The Room That the Industry Needs
On May 14, 2026, more than 400 cannabis entrepreneurs, policymakers, investors, and advocates gathered at the Colorado Convention Center in Denver for BIPOCann's annual Cannabis Equity Summit. The event, now in its fourth year, has established itself as the premier gathering focused specifically on racial equity and inclusion in the legal cannabis industry — a topic that the mainstream cannabis conference circuit has historically treated as a side panel rather than the main stage.

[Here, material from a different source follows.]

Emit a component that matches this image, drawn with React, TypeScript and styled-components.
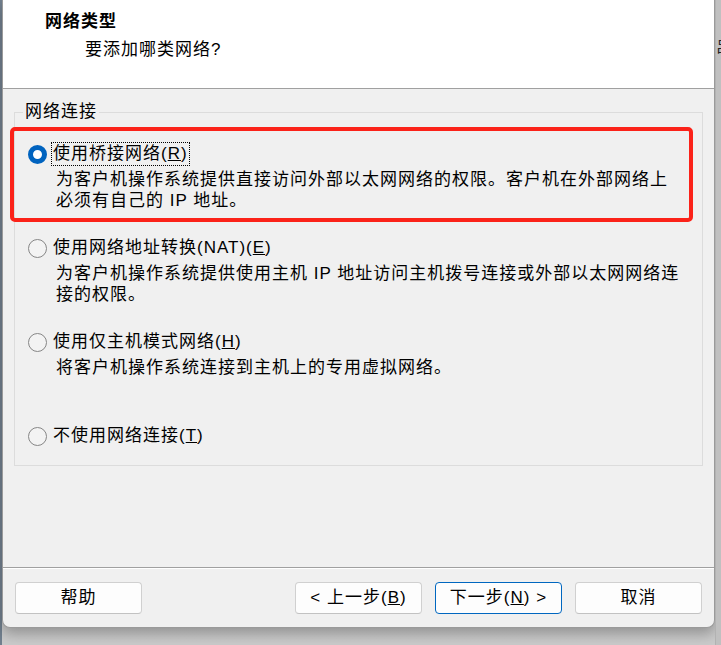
import React from 'react';
import styled, { createGlobalStyle } from 'styled-components';

const GlobalStyle = createGlobalStyle`
  html, body { margin: 0; padding: 0; }
  body {
    background: #c6c6c6;
    font-family: "Liberation Sans", "Noto Sans CJK SC", sans-serif;
    color: #000;
  }
`;

const Screen = styled.div`
  width: 721px;
  height: 645px;
  overflow: hidden;
  position: relative;
  display: flex;
  align-items: flex-start;
  background: linear-gradient(#c2c2c2, #cbcbcb);
`;

const EdgeLine = styled.div`
  width: 2px;
  align-self: stretch;
  background: #72808f;
`;

const Dialog = styled.div`
  width: 713px;
  height: 628px;
  box-sizing: border-box;
  border: 1px solid #9a9a9a;
  border-top: none;
  border-radius: 0 0 8px 8px;
  background: #f0f0f0;
  display: flex;
  flex-direction: column;
  box-shadow: 0 6px 14px rgba(0, 0, 0, 0.28);
  overflow: hidden;
  flex-shrink: 0;
`;

const RightStrip = styled.div`
  flex: 1;
  align-self: stretch;
  overflow: hidden;
  background: #c0c0c0;
  border-left: 1px solid #b2b2b2;
`;

const StripGlyph = styled.div`
  margin-top: 37px;
  font-family: "Noto Sans CJK SC", sans-serif;
  font-size: 15px;
  line-height: 18px;
  white-space: nowrap;
  color: #222;
`;

const Header = styled.div`
  height: 89px;
  background: #fff;
  border-bottom: 1px solid #a0a0a0;
  padding: 12px 0 0 42px;
  box-sizing: border-box;
  flex-shrink: 0;
`;

const Title = styled.div`
  font-size: 17px;
  line-height: 20px;
  font-weight: bold;
  letter-spacing: 1px;
`;

const Subtitle = styled.div`
  margin: 8px 0 0 40px;
  font-size: 17px;
  line-height: 20px;
  letter-spacing: 1px;
`;

const Body = styled.div`
  flex: 1;
  padding: 13px 11px 0 11px;
`;

const Group = styled.fieldset`
  margin: 0;
  padding: 0;
  min-width: 0;
  border: 1px solid #dcdcdc;
`;

const Legend = styled.legend`
  margin-left: 8px;
  padding: 0 2px;
  font-size: 17px;
  line-height: 20px;
  letter-spacing: 1px;
`;

const OptionList = styled.div`
  padding: 20px 0 17px 13px;
  display: flex;
  flex-direction: column;
`;

const Option = styled.div<{ $last?: boolean }>`
  min-height: ${(p) => (p.$last ? 24 : 94)}px;
  display: flex;
  flex-direction: column;
`;

const OptionHead = styled.div`
  display: flex;
  align-items: center;
  height: 24px;
  gap: 4px;
`;

const Radio = styled.span<{ $checked?: boolean }>`
  width: 19px;
  height: 19px;
  box-sizing: border-box;
  border-radius: 50%;
  flex-shrink: 0;
  border: ${(p) => (p.$checked ? '5px solid #0063bf' : '1px solid #868686')};
  background: ${(p) => (p.$checked ? '#ffffff' : '#f3f3f3')};
`;

const OptionLabel = styled.span<{ $focused?: boolean }>`
  padding: 0 2px;
  height: 24px;
  line-height: 24px;
  font-size: 17px;
  letter-spacing: 1px;
  white-space: nowrap;
  outline: ${(p) => (p.$focused ? '1px dotted #000' : 'none')};
  outline-offset: -1px;
`;

const Description = styled.div`
  margin: 3px 0 0 28px;
  font-size: 17px;
  line-height: 21px;
  letter-spacing: 1px;
`;

const Line = styled.div`
  white-space: nowrap;
`;

const Separator = styled.div`
  height: 2px;
  box-sizing: border-box;
  border-top: 1px solid #a0a0a0;
  border-bottom: 1px solid #ffffff;
`;

const Footer = styled.div`
  flex-shrink: 0;
  display: flex;
  flex-direction: column;
`;

const ButtonRow = styled.div`
  display: flex;
  align-items: center;
  padding: 13px 12px 13px 12px;
`;

const ButtonGroup = styled.div`
  margin-left: auto;
  display: flex;
  gap: 13px;
`;

const Button = styled.button<{ $default?: boolean }>`
  width: 127px;
  height: 32px;
  box-sizing: border-box;
  border-radius: 4px;
  border: 1px solid ${(p) => (p.$default ? '#0067c0' : '#d0d0d0')};
  border-bottom-color: ${(p) => (p.$default ? '#0067c0' : '#c2c2c2')};
  background: #fdfdfd;
  font-family: "Liberation Sans", "Noto Sans CJK SC", sans-serif;
  font-size: 17px;
  letter-spacing: 1px;
  color: #000;
  padding: 0;
  line-height: 30px;
`;

const Highlight = styled.div`
  position: absolute;
  left: 10px;
  top: 127px;
  width: 683px;
  height: 95px;
  box-sizing: border-box;
  border: 4px solid #fb2219;
  border-radius: 5px;
  pointer-events: none;
`;

export default function App() {
  return (
    <>
      <GlobalStyle />
      <Screen>
        <EdgeLine />
        <Dialog>
          <Header>
            <Title>网络类型</Title>
            <Subtitle>要添加哪类网络?</Subtitle>
          </Header>
          <Body>
            <Group>
              <Legend>网络连接</Legend>
              <OptionList>
                <Option>
                  <OptionHead>
                    <Radio $checked />
                    <OptionLabel $focused>
                      使用桥接网络(<u>R</u>)
                    </OptionLabel>
                  </OptionHead>
                  <Description>
                    <Line>为客户机操作系统提供直接访问外部以太网网络的权限。客户机在外部网络上</Line>
                    <Line>必须有自己的 IP 地址。</Line>
                  </Description>
                </Option>
                <Option>
                  <OptionHead>
                    <Radio />
                    <OptionLabel>
                      使用网络地址转换(NAT)(<u>E</u>)
                    </OptionLabel>
                  </OptionHead>
                  <Description>
                    <Line>为客户机操作系统提供使用主机 IP 地址访问主机拨号连接或外部以太网网络连</Line>
                    <Line>接的权限。</Line>
                  </Description>
                </Option>
                <Option>
                  <OptionHead>
                    <Radio />
                    <OptionLabel>
                      使用仅主机模式网络(<u>H</u>)
                    </OptionLabel>
                  </OptionHead>
                  <Description>
                    <Line>将客户机操作系统连接到主机上的专用虚拟网络。</Line>
                  </Description>
                </Option>
                <Option $last>
                  <OptionHead>
                    <Radio />
                    <OptionLabel>
                      不使用网络连接(<u>T</u>)
                    </OptionLabel>
                  </OptionHead>
                </Option>
              </OptionList>
            </Group>
          </Body>
          <Footer>
            <Separator />
            <ButtonRow>
              <Button>帮助</Button>
              <ButtonGroup>
                <Button>
                  &lt; 上一步(<u>B</u>)
                </Button>
                <Button $default>
                  下一步(<u>N</u>) &gt;
                </Button>
                <Button>取消</Button>
              </ButtonGroup>
            </ButtonRow>
          </Footer>
        </Dialog>
        <RightStrip>
          <StripGlyph>吕</StripGlyph>
        </RightStrip>
        <Highlight />
      </Screen>
    </>
  );
}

The summit's growth mirrors the growing urgency of its subject matter. Despite operating in an industry built on a plant whose prohibition was explicitly rooted in racial politics, the legal cannabis sector remains overwhelmingly white-owned. National estimates consistently show that fewer than 5 percent of cannabis business licenses are held by Black entrepreneurs, and Latino, Indigenous, and Asian American representation is similarly low relative to population shares.
Advertisement
BIPOCann, founded by Dasheeda Dawson in 2019, has positioned itself as both a critic of these disparities and a practical bridge-builder working to change them. The Denver summit reflected that dual identity — combining unflinching assessments of systemic barriers with concrete programming designed to help BIPOC entrepreneurs navigate and succeed in the existing landscape.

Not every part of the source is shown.